Investments in material (i.e. financially relevant) sustainability issues can enhance value for shareholders while investments in immaterial sustainability issues have little or negative value implications. This is an important outcome of a paper published in mid-2015 by Kan et al. from Harvard Business School. Their main finding is that firms with good performance on material sustainability issues significantly outperform (in terms of stock market performance) firms with poor performance.
In our analysis, we assess those factors that are likely to have a material impact on the long-term sustainability of a company's business model and its share price. We focus on determining a company’s earnings power: will it be able to continue its record of earnings? What is the quality of the generated earnings? Are they based on growth opportunities, efficiencies or balance sheet optimization? What is this company's sustainable competitive advantage? We want firms to have an enduring capability to create value and sustain a competitive advantage based on strong ESG performance on material issues.
We focus our analysis on property & casualty (P&C) insurers for a number of reasons:
Several mega trends are impacting the P&C insurance industry. Examples are global aging, economic uncertainty, digitization and regulations. Insurers will be dealing with significant business model evolutions impacting their value chain and profitability. With many macro trends unfolding the P&C industry will look different ten years from now. We see it as the role of insurance companies and their management teams to anticipate the resulting risks and opportunities.
For the insurance sector, risk management and corporate governance stand out as the two dominant material themes. Central to our thinking is how these factors impact a P&C insurer’s profitability.

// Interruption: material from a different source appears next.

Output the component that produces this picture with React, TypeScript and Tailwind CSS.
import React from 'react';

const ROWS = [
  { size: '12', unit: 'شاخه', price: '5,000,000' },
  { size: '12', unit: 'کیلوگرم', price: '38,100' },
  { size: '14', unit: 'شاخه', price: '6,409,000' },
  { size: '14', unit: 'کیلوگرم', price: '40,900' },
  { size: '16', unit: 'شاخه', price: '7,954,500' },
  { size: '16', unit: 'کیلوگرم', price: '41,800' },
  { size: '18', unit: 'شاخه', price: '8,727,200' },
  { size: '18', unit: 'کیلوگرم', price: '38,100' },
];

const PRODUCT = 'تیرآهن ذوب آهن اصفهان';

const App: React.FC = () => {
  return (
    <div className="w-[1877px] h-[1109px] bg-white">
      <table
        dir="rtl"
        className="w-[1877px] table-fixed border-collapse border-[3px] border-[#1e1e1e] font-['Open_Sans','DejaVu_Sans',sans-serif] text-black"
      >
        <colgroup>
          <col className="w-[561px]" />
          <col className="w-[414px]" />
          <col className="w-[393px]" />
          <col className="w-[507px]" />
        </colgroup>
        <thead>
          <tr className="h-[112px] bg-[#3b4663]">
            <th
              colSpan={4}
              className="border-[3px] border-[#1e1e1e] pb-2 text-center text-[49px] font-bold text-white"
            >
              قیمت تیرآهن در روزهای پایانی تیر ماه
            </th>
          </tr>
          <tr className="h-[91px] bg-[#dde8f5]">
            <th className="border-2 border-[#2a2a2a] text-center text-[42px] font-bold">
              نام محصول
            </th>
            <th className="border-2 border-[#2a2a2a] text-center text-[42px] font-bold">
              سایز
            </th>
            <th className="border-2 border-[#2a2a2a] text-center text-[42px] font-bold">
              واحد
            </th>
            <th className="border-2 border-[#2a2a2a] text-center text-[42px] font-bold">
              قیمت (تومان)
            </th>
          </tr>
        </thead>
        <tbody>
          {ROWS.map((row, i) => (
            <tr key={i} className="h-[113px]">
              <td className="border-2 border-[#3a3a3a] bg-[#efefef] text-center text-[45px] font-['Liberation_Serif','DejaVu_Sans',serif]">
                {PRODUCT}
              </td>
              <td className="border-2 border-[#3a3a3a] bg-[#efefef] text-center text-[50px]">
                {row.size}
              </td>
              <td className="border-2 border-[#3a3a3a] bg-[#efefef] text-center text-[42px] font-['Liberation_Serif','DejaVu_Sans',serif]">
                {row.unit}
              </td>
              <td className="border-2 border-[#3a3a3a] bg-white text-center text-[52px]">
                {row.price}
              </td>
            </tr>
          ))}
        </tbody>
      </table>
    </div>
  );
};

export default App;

Not all returns on equity (ROEs) are equal. To investigate the quality and sustainability of a company’s ROE, we use a proprietary framework, the Sustainable ROE Analyzer, which links return on equity to industry-specific and ESG/ long-term themes. It establishes a direct relationship between industry metrics such as customer retention rates, claims ratio, expense ratio and reserve releases on the one hand and ESG and long-term themes such as customer satisfaction, changing weather patterns, data analytics/ big data and risk management on the other hand. For the P&C insurance industry, we come up with the following important drivers of ROEs:
Linking ESG scores (from RobecoSAM) with expected ROEs (Bloomberg consensus) we find that a high ESG score does not automatically imply a high level of relative profitability.
In other words, more factors explain a high profitability other than just ESG related topics.
Our Sustainable ROE Analyzer is a useful tool to focus on those profitability drivers that determine both the quality and the sustainability of a company’s ROE. We see it as a practical solution to looking at materiality and how this translates into financial value creation for shareholders.